I met a man recently whose last match had shown pictures of herself 65 pounds slimmer than the current reality. That date lasted 40 minutes. And I think that was kind of him.

Your Pets.

When I first filled out my profile I said I loved dogs. I didn’t have one, I said, because I didn’t have room in my studio apartment. A year later, I looked back at this and realized it was a blatant lie. I do not have a dog because I do not want a dog and, to be honest, I prefer that my partner not have one either. A boyfriend with a dog means to me: having to leave dates early to care for said dog, viewing endless albums of pictures of dog over dinner and having to feign interest and even excitement, sleeping in my man’s bed with a dog in between us, possibly drooling on me, and having to share my man’s attention with a hairier, shorter bitch. I’m not interested.

Another friend of mine was fibbed to by her now boyfriend who said he liked cats. When they moved in with each other months later, it turned out that he not only disliked them, he was allergic. They stayed together, but she ended up cat-less. A bummer.

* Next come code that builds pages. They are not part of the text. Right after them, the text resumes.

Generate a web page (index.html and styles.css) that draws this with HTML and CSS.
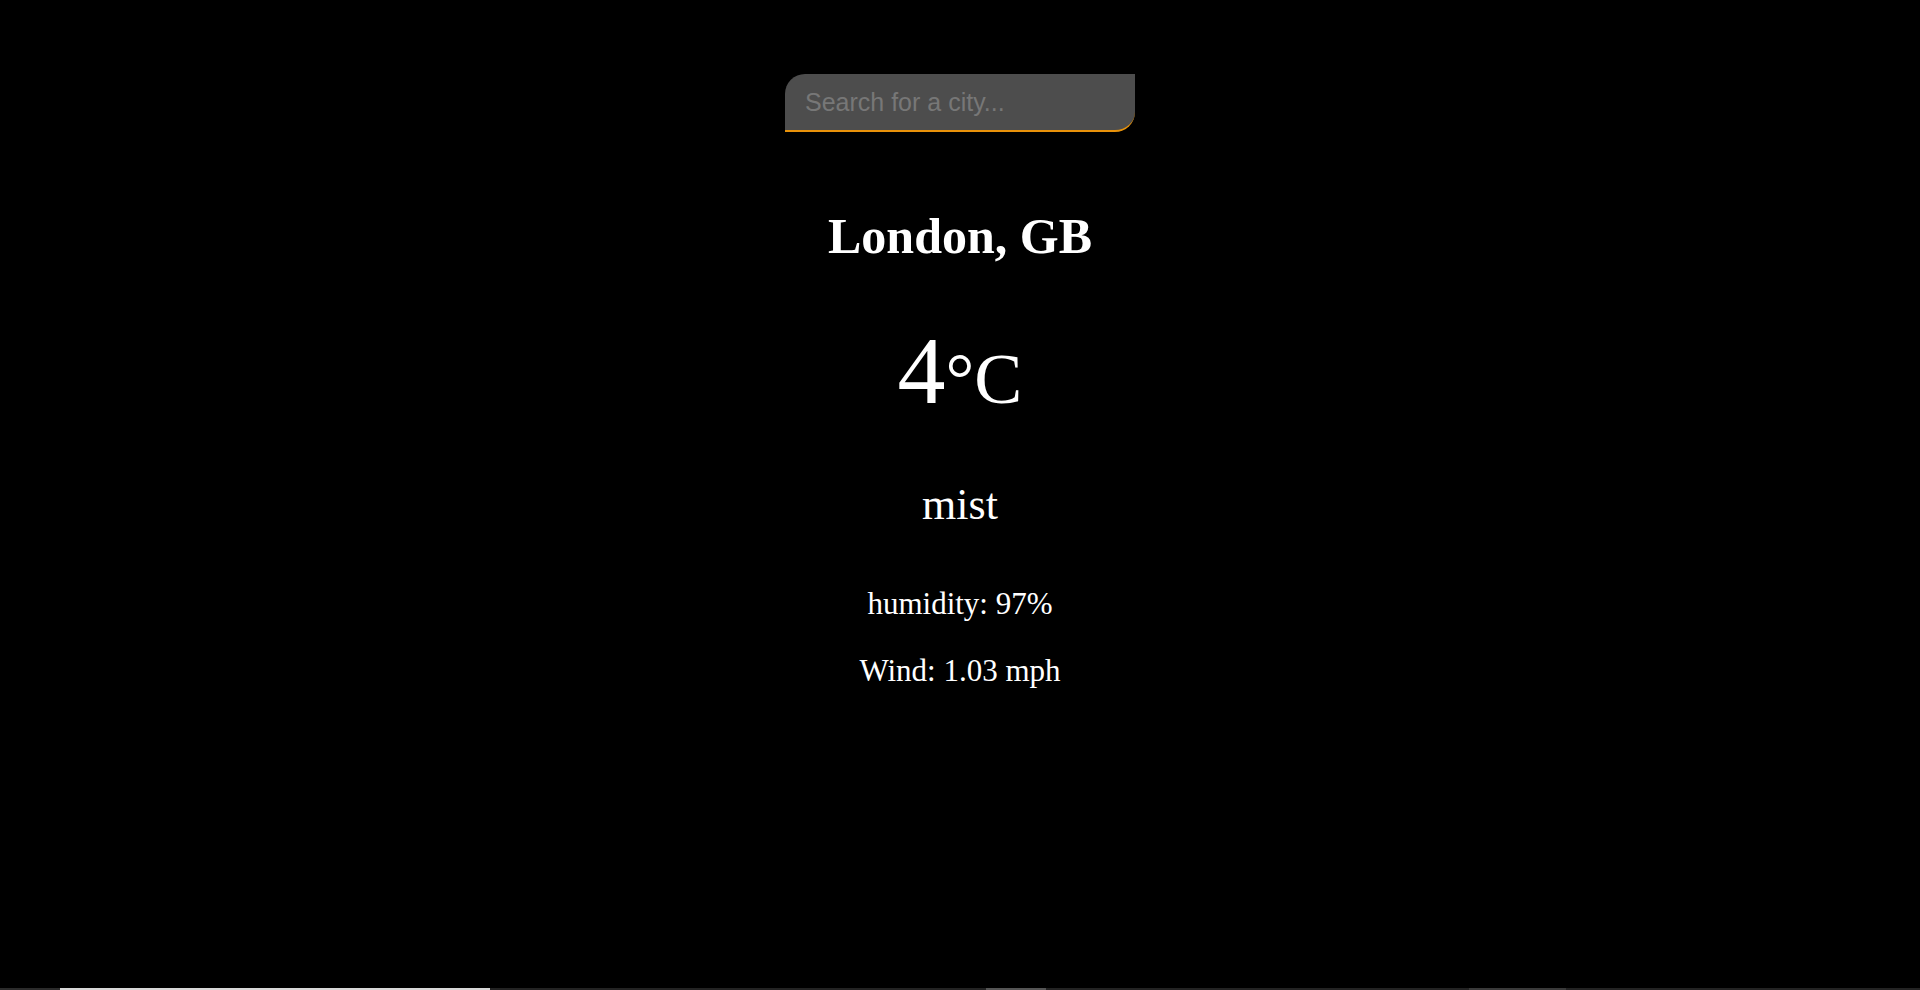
FILE: index.html
```html
<!DOCTYPE html>
<html lang="en">
<head>
<meta charset="utf-8">
<title>Weather</title>
<link rel="stylesheet" href="styles.css">
</head>
<body>
<main class="app">
  <input class="search" type="text" placeholder="Search for a city...">
  <h1 class="city">London, GB</h1>
  <div class="temp">4<span class="unit">°C</span></div>
  <div class="desc">mist</div>
  <div class="stat humidity">humidity: 97%</div>
  <div class="stat wind">Wind: 1.03 mph</div>
</main>
<footer class="strip">
  <span class="seg s1"></span>
  <span class="seg s2"></span>
  <span class="seg s3"></span>
  <span class="seg s4"></span>
  <span class="seg s5"></span>
  <span class="seg s6"></span>
  <span class="seg s7"></span>
</footer>
</body>
</html>
```
FILE: styles.css
```css
html, body {
  margin: 0;
  padding: 0;
  background: #000;
}
body {
  min-height: 100vh;
  display: flex;
  flex-direction: column;
  font-family: "Liberation Serif", "Times New Roman", serif;
  color: #fff;
}
.app {
  flex: 1;
  display: flex;
  flex-direction: column;
  align-items: center;
  padding-top: 74px;
}
.search {
  box-sizing: border-box;
  width: 350px;
  height: 58px;
  padding: 0 20px;
  font-family: "Liberation Sans", Arial, sans-serif;
  font-size: 25px;
  color: #fff;
  background: #4d4d4d;
  border: none;
  border-bottom: 2px solid #e8920a;
  border-radius: 20px 0 20px 0;
  outline: none;
}
.search::placeholder {
  color: #777;
}
.city {
  margin: 74px 0 0;
  font-size: 50px;
  line-height: 60px;
  font-weight: bold;
}
.temp {
  margin-top: 50px;
  font-size: 96px;
  line-height: 110px;
}
.unit {
  font-size: 72px;
  line-height: 1;
}
.desc {
  margin-top: 54px;
  font-size: 44px;
  line-height: 50px;
}
.stat {
  font-size: 31px;
  line-height: 36px;
}
.humidity {
  margin-top: 56px;
}
.wind {
  margin-top: 31px;
}
.strip {
  display: flex;
  height: 2px;
  background: #222;
}
.seg { display: block; height: 2px; }
.s1 { width: 60px; background: #2b2b2b; }
.s2 { width: 430px; background: #d8d8d8; }
.s3 { width: 496px; background: #232323; }
.s4 { width: 60px; background: #555; }
.s5 { width: 423px; background: #232323; }
.s6 { width: 97px; background: #3a3a3a; }
.s7 { flex: 1; background: #232323; }
```
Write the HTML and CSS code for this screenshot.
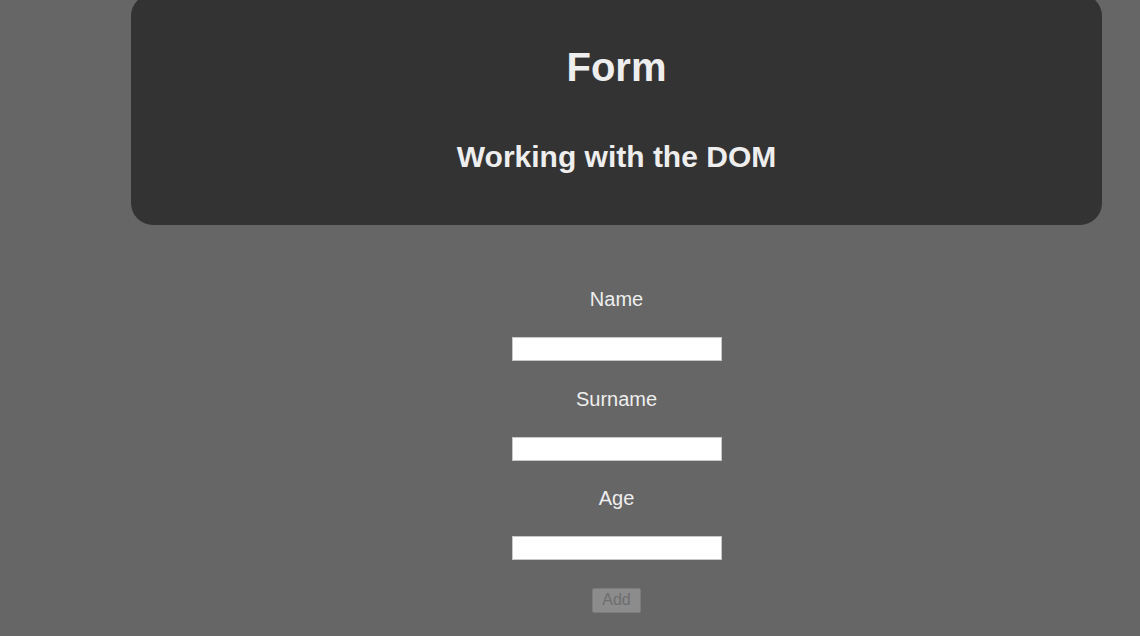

So, what I’d encourage here is: honesty. If you’ve got a furry friend, let your potential mates know up front. If you’ve got an aversion to all things that walk on 4 legs, best to let others know that too, even if it does make you seem a little cold and heartless. Cold sure, but not a liar.

Honesty is the best policy.

As a general rule: be honest, be honest, be honest. From what you’re looking for (long-term relationship vs. short term tryst), to your education (we live in a digital age—he will find out if you didn’t graduate from Harvard, friend), to the things you share about yourself (if you’re not funny, don’t say you’re funny. I assure you he will figure this out within 10 minutes of date 1. I’m sure you have other lovely traits you can highlight instead.)

And be honest with yourself as well. About what you want, but also about who you are. If you are looking for something magical and wonderful and exciting, be the person who will attract this kind of mate—in other words, be magical and wonderful and exciting yourself. In the search for someone else, never stop working on Numero Uno—you.